The team estimated that 32.9 percent of children in low- and middle-income countries are falling behind.

McCoy and her colleagues found that 14.6 percent of children in low- and middle-income countries scored low on cognitive development, 26.2 percent scored low on social-emotional development, and 36.8 percent scored low on one or both of those measures. The highest numbers were in Chad, where 67 percent scored low on cognitive and/or social-emotional development. The lowest among the 35 countries surveyed was Montenegro, with just 4.3 percent scoring low.

But those numbers don’t say much about why children are falling behind.

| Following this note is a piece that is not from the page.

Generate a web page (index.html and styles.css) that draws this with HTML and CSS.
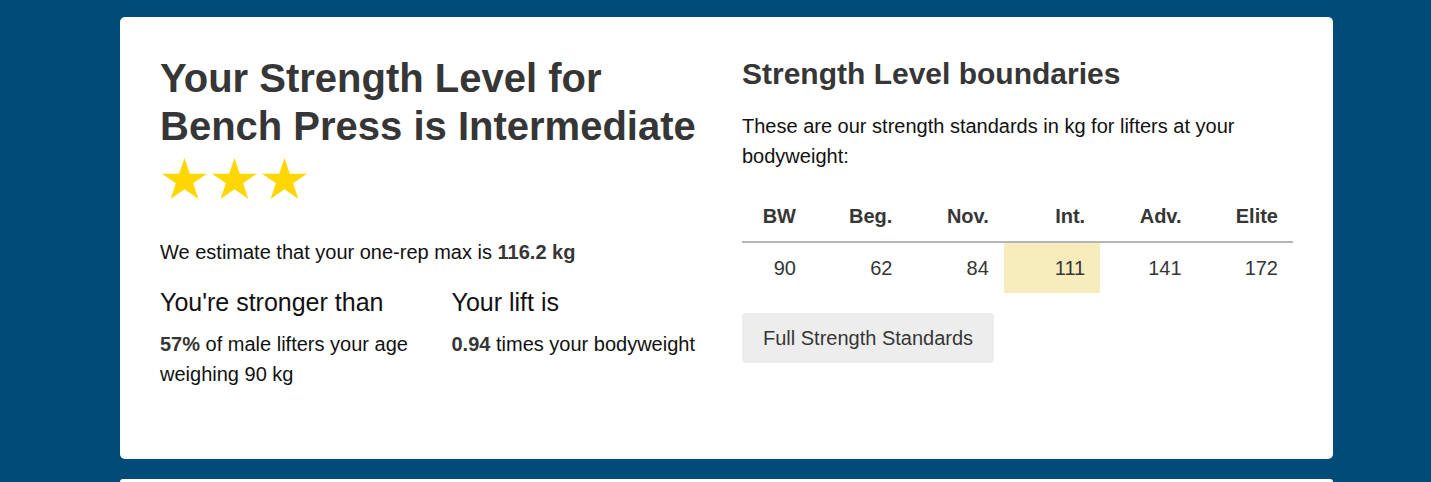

To get a deeper understanding of the problem, the researchers combined the UNICEF data with country-level data from the Human Development Index and the Nutrition Impact Model Study—both of which turned out to be strongly correlated with children’s cognitive and social-emotional development.

Finally, using their analysis and Human Development Index and Nutrition Impact Model Study data—which are both available in more low- and middle-income countries than Early Childhood Development Index data—the team estimated that 32.9 percent of children in low- and middle-income countries are falling behind. The highest percentages were recorded in sub-Saharan Africa (43.8 percent), South Asia (37.7 percent), and East Asia and the Pacific (25.9 percent).

The researchers suggest that a combination of warm, responsive parenting and “direct education experiences” integrated with health and nutrition programs could change things for the better.